ART, LITERATURE, AND THE JAPANESE AMERICAN INTERNMENT: ON JOHN OKADA’S NO-NO BOY
By Thomas Girst (Frankfurt am Main, Berlin, Bern, Bruxelles, New York, Oxford, Wien: Peter Lang, 2015, 261 pp., $64.95, hardcover)
With the latest Paris attacks and the subsequent call for the incarceration of Muslim Americans by Republican Presidential candidate Donald Trump, the memory and history of Japanese American incarceration still looms large not only in the U.S. public but also in Europe.
Thomas Girst, a German literary scholar on Japanese American cultural productions in the concentration camps, argues the importance of examining how Japanese American inmates expressed themselves through art and literature. Girst articulates that, “through the art made in the camps, we can begin to learn more about the artistic output of a vital and prolific generation of Japanese American artists and start the ‘long process of reclaiming their histories’” (p. 38). By centering most of the discussion on John Okada and his seminal novel “No-No Boy,” Girst refreshingly demonstrates that “No-No Boy” was not initially neglected by the literary establishment, but rather, it was received well by Japanese Americans such as Bill Hosokawa’s review in the Pacific Citizen and Earl Roy Miner, a UCLA Japanese literature professor.
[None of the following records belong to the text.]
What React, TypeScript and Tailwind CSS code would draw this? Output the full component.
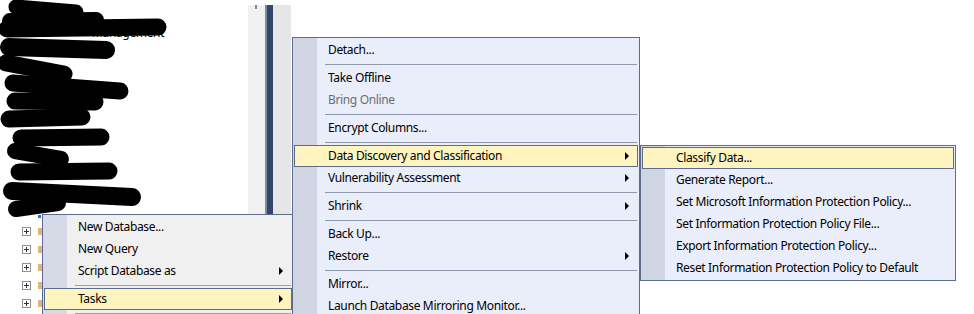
import React from "react"

type Entry = { label: string; arrow?: boolean; disabled?: boolean; active?: boolean } | "sep"

const leftItems: Entry[] = [
  { label: "New Database..." },
  { label: "New Query" },
  { label: "Script Database as", arrow: true },
  "sep",
  { label: "Tasks", arrow: true, active: true },
  "sep",
]

const mainItems: Entry[] = [
  { label: "Detach..." },
  "sep",
  { label: "Take Offline" },
  { label: "Bring Online", disabled: true },
  "sep",
  { label: "Encrypt Columns..." },
  "sep",
  { label: "Data Discovery and Classification", arrow: true, active: true },
  { label: "Vulnerability Assessment", arrow: true },
  "sep",
  { label: "Shrink", arrow: true },
  "sep",
  { label: "Back Up..." },
  { label: "Restore", arrow: true },
  "sep",
  { label: "Mirror..." },
  { label: "Launch Database Mirroring Monitor..." },
]

const subItems: Entry[] = [
  { label: "Classify Data...", active: true },
  { label: "Generate Report..." },
  { label: "Set Microsoft Information Protection Policy..." },
  { label: "Set Information Protection Policy File..." },
  { label: "Export Information Protection Policy..." },
  { label: "Reset Information Protection Policy to Default" },
]

const Arrow = () => (
  <span className="block w-0 h-0 border-y-[4px] border-y-transparent border-l-[4px] border-l-black" />
)

const MenuList = ({ items, sepColor }: { items: Entry[]; sepColor: string }) => (
  <>
    {items.map((item, i) =>
      item === "sep" ? (
        <div key={i} className="h-[6px] flex items-center pl-[31px] pr-[1px]">
          <div className={`h-px w-full ${sepColor}`} />
        </div>
      ) : (
        <div
          key={i}
          className={`h-[22px] flex items-center justify-between pl-[33px] pr-[8px] border ${
            item.active ? "bg-[#fdf4bf] border-[#5d6c8c]" : "border-transparent"
          } ${item.disabled ? "text-[#6d6d6d]" : "text-black"}`}
        >
          <span className="whitespace-nowrap">{item.label}</span>
          {item.arrow && <Arrow />}
        </div>
      )
    )}
  </>
)

// redaction marks drawn over the tree
const Scribbles = () => (
  <svg className="absolute left-0 top-0" width="250" height="224" viewBox="0 0 250 224">
    <g stroke="#000" strokeLinecap="round" fill="none">
      <path d="M16 7 L76 12" strokeWidth="15" />
      <path d="M10 21 L96 20" strokeWidth="16" />
      <path d="M7 29 L158 27" strokeWidth="17" />
      <path d="M9 47 L106 50" strokeWidth="18" />
      <path d="M6 63 L64 74" strokeWidth="17" />
      <path d="M13 83 L120 91" strokeWidth="17" />
      <path d="M15 101 L95 102" strokeWidth="17" />
      <path d="M9 119 L82 117" strokeWidth="17" />
      <path d="M21 138 L101 137" strokeWidth="17" />
      <path d="M15 151 L61 159" strokeWidth="16" />
      <path d="M19 172 L109 171" strokeWidth="17" />
      <path d="M12 191 L132 197" strokeWidth="18" />
      <path d="M16 209 L58 203" strokeWidth="16" />
    </g>
  </svg>
)

const PlusBox = () => (
  <span className="relative block w-[9px] h-[9px] border border-[#919191] bg-white">
    <span className="absolute left-[1px] top-[3px] w-[5px] h-px bg-[#1e395b]" />
    <span className="absolute left-[3px] top-[1px] w-px h-[5px] bg-[#1e395b]" />
  </span>
)

export default function App() {
  return (
    <div className="relative w-[974px] h-[314px] overflow-hidden bg-white text-[12px] tracking-[-0.35px] font-['Segoe_UI','Noto_Sans',sans-serif]">
      <div className="flex h-full">
        {/* object explorer tree */}
        <div className="relative w-[248px] pt-[6px]">
          {Array.from({ length: 12 }).map((_, i) => (
            <div key={i} className="h-[18px] flex items-end pl-[40px] text-black whitespace-nowrap">
              {i === 1 ? <span className="pl-[52px]">Management</span> : null}
            </div>
          ))}
          {[0, 1, 2, 3, 4].map(i => (
            <div key={i} className="h-[18px] flex items-center pl-[22px] gap-[7px]">
              <PlusBox />
              <span className="block w-[12px] h-[7px] bg-[#dcb67a]" />
            </div>
          ))}
          <span className="absolute left-[38px] top-[215px] w-[3px] h-[3px] bg-[#1a73d9]" />
          <Scribbles />
        </div>

        {/* splitter / scrollbar column */}
        <div className="flex pt-[5px] h-full">
          <div className="w-[17px] bg-[#f0f0f0] relative">
            <span className="absolute left-[7px] top-0 w-[2px] h-[4px] bg-[#8a8a8a]" />
          </div>
          <div className="w-[2px] bg-[#7d8aa9]" />
          <div className="w-[6px] bg-[#33476b]" />
          <div className="w-[18px] bg-[#e6e6e8]" />
        </div>
      </div>

      {/* database context menu */}
      <div className="absolute left-[42px] top-[214px] w-[252px] border border-[#5d6c8c] p-[1px] bg-[linear-gradient(90deg,#d5dae6_24px,#f0f0f0_24px)]">
        <MenuList items={leftItems} sepColor="bg-[#a0a0a0]" />
      </div>

      {/* tasks menu */}
      <div className="absolute left-[292px] top-[37px] w-[348px] border border-[#5d6c8c] p-[1px] bg-[linear-gradient(90deg,#cfd5e3_24px,#eaeefa_24px)]">
        <MenuList items={mainItems} sepColor="bg-[#8e98ac]" />
      </div>

      {/* data discovery submenu */}
      <div className="absolute left-[640px] top-[145px] w-[316px] border border-[#5d6c8c] p-[1px] bg-[linear-gradient(90deg,#cfd5e3_24px,#eaeefa_24px)]">
        <MenuList items={subItems} sepColor="bg-[#8e98ac]" />
      </div>
    </div>
  )
}
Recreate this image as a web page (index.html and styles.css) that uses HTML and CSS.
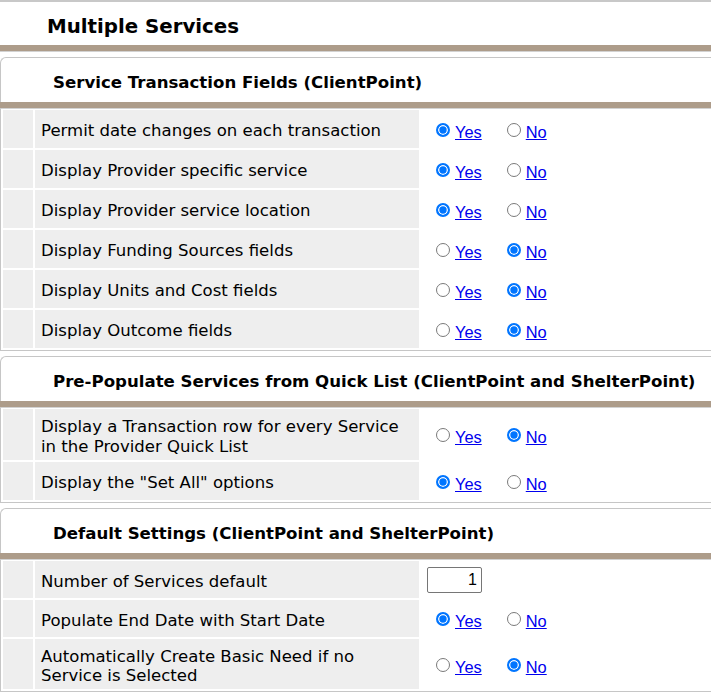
FILE: index.html
```html
<!DOCTYPE html>
<html>
<head>
<meta charset="utf-8">
<title>Multiple Services</title>
<link rel="stylesheet" href="styles.css">
</head>
<body>
<div class="page">
  <div class="title">Multiple Services</div>
  <div class="bar main-bar"></div>

  <section class="sec">
    <div class="sec-head">Service Transaction Fields (ClientPoint)</div>
    <div class="bar"></div>
    <div class="rows">
      <div class="row"><div class="c0"></div><div class="lbl">Permit date changes on each transaction</div><div class="val"><span class="opt"><input type="radio" name="r1" checked><a href="#">Yes</a></span><span class="opt"><input type="radio" name="r1"><a href="#">No</a></span></div></div>
      <div class="row"><div class="c0"></div><div class="lbl">Display Provider specific service</div><div class="val"><span class="opt"><input type="radio" name="r2" checked><a href="#">Yes</a></span><span class="opt"><input type="radio" name="r2"><a href="#">No</a></span></div></div>
      <div class="row"><div class="c0"></div><div class="lbl">Display Provider service location</div><div class="val"><span class="opt"><input type="radio" name="r3" checked><a href="#">Yes</a></span><span class="opt"><input type="radio" name="r3"><a href="#">No</a></span></div></div>
      <div class="row"><div class="c0"></div><div class="lbl">Display Funding Sources fields</div><div class="val"><span class="opt"><input type="radio" name="r4"><a href="#">Yes</a></span><span class="opt"><input type="radio" name="r4" checked><a href="#">No</a></span></div></div>
      <div class="row"><div class="c0"></div><div class="lbl">Display Units and Cost fields</div><div class="val"><span class="opt"><input type="radio" name="r5"><a href="#">Yes</a></span><span class="opt"><input type="radio" name="r5" checked><a href="#">No</a></span></div></div>
      <div class="row"><div class="c0"></div><div class="lbl">Display Outcome fields</div><div class="val"><span class="opt"><input type="radio" name="r6"><a href="#">Yes</a></span><span class="opt"><input type="radio" name="r6" checked><a href="#">No</a></span></div></div>
    </div>
  </section>

  <section class="sec">
    <div class="sec-head">Pre-Populate Services from Quick List (ClientPoint and ShelterPoint)</div>
    <div class="bar"></div>
    <div class="rows">
      <div class="row"><div class="c0"></div><div class="lbl">Display a Transaction row for every Service in the Provider Quick List</div><div class="val"><span class="opt"><input type="radio" name="r7"><a href="#">Yes</a></span><span class="opt"><input type="radio" name="r7" checked><a href="#">No</a></span></div></div>
      <div class="row"><div class="c0"></div><div class="lbl">Display the "Set All" options</div><div class="val"><span class="opt"><input type="radio" name="r8" checked><a href="#">Yes</a></span><span class="opt"><input type="radio" name="r8"><a href="#">No</a></span></div></div>
    </div>
  </section>

  <section class="sec">
    <div class="sec-head">Default Settings (ClientPoint and ShelterPoint)</div>
    <div class="bar"></div>
    <div class="rows rows-tight">
      <div class="row"><div class="c0"></div><div class="lbl">Number of Services default</div><div class="val"><input class="num" type="text" value="1"></div></div>
      <div class="row"><div class="c0"></div><div class="lbl">Populate End Date with Start Date</div><div class="val"><span class="opt"><input type="radio" name="r9" checked><a href="#">Yes</a></span><span class="opt"><input type="radio" name="r9"><a href="#">No</a></span></div></div>
      <div class="row"><div class="c0"></div><div class="lbl">Automatically Create Basic Need if no Service is Selected</div><div class="val"><span class="opt"><input type="radio" name="r10"><a href="#">Yes</a></span><span class="opt"><input type="radio" name="r10" checked><a href="#">No</a></span></div></div>
    </div>
  </section>
</div>
</body>
</html>
```

FILE: styles.css
```css
html, body {
  margin: 0;
  padding: 0;
  overflow: hidden;
  background: #ffffff;
}

body {
  font-family: "DejaVu Sans", Verdana, sans-serif;
  color: #000000;
}

.page {
  width: 900px;
  border-top: 2px solid #c8c8c8;
}

.title {
  height: 43px;
  box-sizing: border-box;
  padding: 13px 0 0 47px;
  font-size: 19.8px;
  font-weight: bold;
  line-height: 24px;
}

.bar {
  height: 6px;
  background: #ad9c8a;
}

.main-bar {
  border-bottom: 1px solid #d2d2d2;
}

.sec {
  margin-top: 5px;
}

.sec-head {
  height: 40px;
  padding-top: 4px;
  border-top: 1px solid #c6c6c6;
  border-left: 1px solid #c6c6c6;
  border-top-left-radius: 6px;
  padding-left: 52px;
  display: flex;
  align-items: center;
  font-size: 16.6px;
  font-weight: bold;
}

.rows {
  border: 1px solid #c6c6c6;
  border-top-color: #d2d2d2;
  padding: 1px 2px 2px 2px;
  display: flex;
  flex-direction: column;
  gap: 2px;
}

.row {
  display: flex;
  gap: 2px;
  min-height: 38px;
}

.rows-tight .row {
  min-height: 37px;
}

.c0 {
  width: 30px;
  flex: none;
  background: #eeeeee;
}

.lbl {
  width: 384px;
  flex: none;
  box-sizing: border-box;
  background: #eeeeee;
  padding: 8px 6px 4px 6px;
  display: flex;
  align-items: center;
  font-size: 16.55px;
  line-height: 19.5px;
}

.rows-tight .lbl {
  line-height: 19px;
}

.val {
  flex: 1;
  display: flex;
  align-items: center;
  padding-left: 15px;
  font-family: "Liberation Sans", Arial, sans-serif;
  font-size: 16.4px;
}

.opt {
  display: inline-flex;
  align-items: flex-start;
  margin-top: 6px;
  line-height: 18.4px;
}

.opt + .opt {
  margin-left: 25px;
}

.opt input {
  -webkit-appearance: none;
  appearance: none;
  margin: 0 5px 0 0;
  width: 14px;
  height: 14px;
  box-sizing: border-box;
  border: 1px solid #7a7a7a;
  border-radius: 50%;
  background: #ffffff;
}

.opt input:checked {
  border: 2px solid #0075ff;
  background: #0075ff;
  box-shadow: inset 0 0 0 1.3px #ffffff;
}

.opt a {
  color: #0000ee;
  text-decoration: underline;
}

.num {
  margin-left: -9px;
  width: 55px;
  height: 26px;
  box-sizing: border-box;
  border: 1px solid #767676;
  border-radius: 2px;
  padding: 0 4px;
  text-align: right;
  font-family: "Liberation Sans", Arial, sans-serif;
  font-size: 16px;
}
```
Although Girst’s historical discovery is a needed contribution, a more important question, which Girst does not address, is why did the historical narrative of the initial rejection of “No-No Boy” come to dominate and prevail in the minds of so many in the Japanese American community?
“Art, Literature, and the Japanese American Internment” is organized primarily into two parts, with the first contextualizing the different cultural forms in the concentration camps. By surveying the cultural expressions of Isamu Noguchi and Miné Okubo and particular forms such as camp photography, prose and poetry, Girst allows for the reader to understand how others in the incarceration camps created cultural productions.
In the second part of the book, Girst dives deep into John Okada’s background and his novel, “No-No Boy.” The book is a good addition to any fan of Japanese American art and literature; however, there is one critique that should be noted to any potential readers. The first is the ways in which Girst attempts to bridge Japanese American incarceration with the concentration camps in the Holocaust. Girst does not believe that the Japanese American incarceration should be viewed as concentration camps, even though many in the Japanese American community, including the Japanese American Citizens League, have advocated for the labeling the incarceration as American concentration camps in “Power of Words Handbook: A Guide to Language about Japanese Americans in World War II” (2013). Although it is an important discussion, I did not see the benefit of re-evoking this debate in contextualizing Okada’s literary work. However, the book is a good contribution to the growing interest in revisiting the incarceration experience through the lens of art and literature created in these spaces.